The People's Bank of China introduced new lending and cash-management tools on Monday to inject liquidity and support technological innovation [1, 3].
These measures signal a shift in the central bank's approach to maintaining economic stability. By providing new avenues for credit flow, the bank aims to prevent funding gaps as existing loans expire, and to protect the domestic economy from the risks of imported inflation [1, 4].
The new framework includes a specialized lending tool and a temporary reverse-repo cash-management tool [1, 2]. These instruments allow the bank to manage liquidity more precisely across Beijing and Shanghai without immediately altering primary policy rates [1, 2].
There is a tension between current actions and market expectations. The bank left the medium-term policy rate unchanged on Monday, which defied some investor hopes for an immediate cut [5]. However, the bank said it would cut the reserve requirement ratio and interest rates at an appropriate time this year [3].
This strategy allows the People's Bank of China to maintain a moderately loose stance while avoiding a premature broad-market rate drop [1, 3]. The focus remains on bolstering credit flow to high-tech sectors, and ensuring the financial system has sufficient buffers to handle external economic pressures [1, 3, 4].

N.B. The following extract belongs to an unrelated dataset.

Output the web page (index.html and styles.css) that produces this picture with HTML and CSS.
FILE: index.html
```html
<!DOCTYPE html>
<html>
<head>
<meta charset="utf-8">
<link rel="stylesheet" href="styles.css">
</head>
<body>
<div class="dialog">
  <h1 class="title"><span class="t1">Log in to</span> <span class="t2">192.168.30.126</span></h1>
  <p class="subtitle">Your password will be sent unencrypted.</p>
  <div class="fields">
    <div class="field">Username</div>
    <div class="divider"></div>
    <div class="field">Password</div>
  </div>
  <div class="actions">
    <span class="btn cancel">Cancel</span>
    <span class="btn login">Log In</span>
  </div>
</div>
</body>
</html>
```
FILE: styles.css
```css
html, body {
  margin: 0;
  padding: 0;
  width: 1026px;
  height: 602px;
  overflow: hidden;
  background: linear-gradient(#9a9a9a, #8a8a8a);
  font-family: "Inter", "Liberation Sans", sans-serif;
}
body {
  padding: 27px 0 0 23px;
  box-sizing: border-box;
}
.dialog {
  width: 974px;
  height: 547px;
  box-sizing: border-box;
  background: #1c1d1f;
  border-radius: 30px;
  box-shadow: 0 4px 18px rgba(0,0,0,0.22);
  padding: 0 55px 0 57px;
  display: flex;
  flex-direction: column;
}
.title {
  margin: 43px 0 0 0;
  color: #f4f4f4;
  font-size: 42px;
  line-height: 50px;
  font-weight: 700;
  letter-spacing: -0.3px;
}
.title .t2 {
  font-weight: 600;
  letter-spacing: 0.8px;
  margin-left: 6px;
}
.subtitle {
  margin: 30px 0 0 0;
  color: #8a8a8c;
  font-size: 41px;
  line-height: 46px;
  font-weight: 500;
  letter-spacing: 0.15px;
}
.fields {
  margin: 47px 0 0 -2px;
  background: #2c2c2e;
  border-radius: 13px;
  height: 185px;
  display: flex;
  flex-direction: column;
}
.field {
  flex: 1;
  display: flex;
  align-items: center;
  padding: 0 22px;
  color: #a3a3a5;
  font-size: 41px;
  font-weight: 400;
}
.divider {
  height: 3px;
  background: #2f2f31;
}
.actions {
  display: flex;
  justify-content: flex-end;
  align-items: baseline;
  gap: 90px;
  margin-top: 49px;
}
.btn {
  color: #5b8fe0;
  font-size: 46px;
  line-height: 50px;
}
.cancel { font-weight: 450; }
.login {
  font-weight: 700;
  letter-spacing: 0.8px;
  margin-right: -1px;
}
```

Officials said that these tools are designed to support the real economy and foster innovation-driven growth [3]. The bank continues to monitor global market volatility to determine the exact timing of future reserve requirement adjustments [3, 4].
“The bank indicated it would cut the reserve requirement ratio and interest rates at an appropriate time this year.”

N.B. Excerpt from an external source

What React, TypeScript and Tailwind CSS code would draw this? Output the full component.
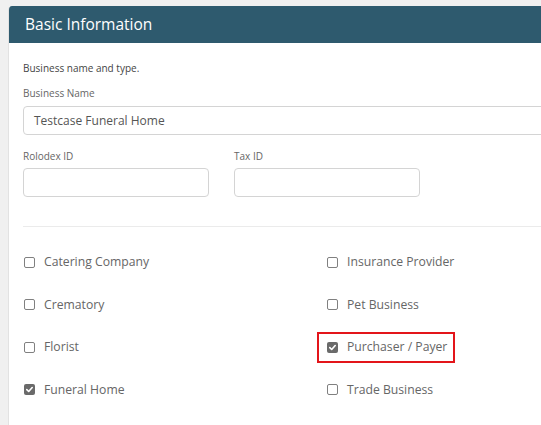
import React from "react";

const font = { fontFamily: '"Open Sans", "Noto Sans", sans-serif' };

function Box({ checked }: { checked?: boolean }) {
  if (checked) {
    return (
      <span className="flex h-[11px] w-[11px] items-center justify-center rounded-[2px] bg-[#6a6a6a]">
        <svg width="9" height="9" viewBox="0 0 10 10">
          <path d="M2 5.2 L4.1 7.2 L8 2.8" fill="none" stroke="white" strokeWidth="1.8" strokeLinecap="round" strokeLinejoin="round" />
        </svg>
      </span>
    );
  }
  return <span className="block h-[11px] w-[11px] rounded-[2px] border border-[#808080] bg-white" />;
}

function Item({ label, checked, highlight }: { label: string; checked?: boolean; highlight?: boolean }) {
  return (
    <div className="relative flex h-[42.5px] items-center">
      {highlight && (
        <span className="absolute left-[-9px] top-[6px] h-[31px] w-[138px] border-2 border-[#e3151a]" />
      )}
      <div className="ml-[1px] flex items-center">
        <Box checked={checked} />
      </div>
      <span className="ml-[9px] text-[12.2px] leading-[18px] text-[#666666]">{label}</span>
    </div>
  );
}

export default function App() {
  return (
    <div className="flex h-[425px] w-[541px] flex-col overflow-hidden bg-[#f0f0f0] pl-[8px] pt-[6px]" style={font}>
      <div className="w-[560px] flex-1 overflow-hidden rounded-t-[4px] border-l border-[#e2e2e2] bg-white">
        <div className="flex h-[37px] items-center bg-[#2e5a6e] pl-[16px] text-[15.5px] text-white">Basic Information</div>
        <div className="pl-[14px] pt-[18px]">
          <div className="text-[10px] leading-[15px] text-[#444444]">Business name and type.</div>
          <div className="mt-[10px] text-[10px] leading-[15px] text-[#666666]">Business Name</div>
          <div className="mt-[5px] flex h-[29px] items-center rounded-[4px] border border-[#d4d4d4] pl-[10px] text-[12px] text-[#555555]">
            Testcase Funeral Home
          </div>
          <div className="mt-[14px] flex gap-[25px]">
            <div>
              <div className="text-[10px] leading-[15px] text-[#666666]">Rolodex ID</div>
              <div className="mt-[4px] h-[29px] w-[186px] rounded-[4px] border border-[#d4d4d4]" />
            </div>
            <div>
              <div className="text-[10px] leading-[15px] text-[#666666]">Tax ID</div>
              <div className="mt-[4px] h-[29px] w-[186px] rounded-[4px] border border-[#d4d4d4]" />
            </div>
          </div>
          <div className="mt-[29px] h-px bg-[#ebebeb]" />
          <div className="mt-[14px] grid grid-cols-[303px_1fr]">
            <div>
              <Item label="Catering Company" />
              <Item label="Crematory" />
              <Item label="Florist" />
              <Item label="Funeral Home" checked />
            </div>
            <div>
              <Item label="Insurance Provider" />
              <Item label="Pet Business" />
              <Item label="Purchaser / Payer" checked highlight />
              <Item label="Trade Business" />
            </div>
          </div>
        </div>
      </div>
    </div>
  );
}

The PBOC is transitioning toward a more surgical monetary policy. Rather than relying solely on broad interest rate cuts, which can signal economic desperation or fuel asset bubbles, the bank is deploying targeted liquidity tools. This approach allows the government to stimulate specific strategic sectors—such as technology and innovation—while keeping a tighter grip on overall inflation and currency stability.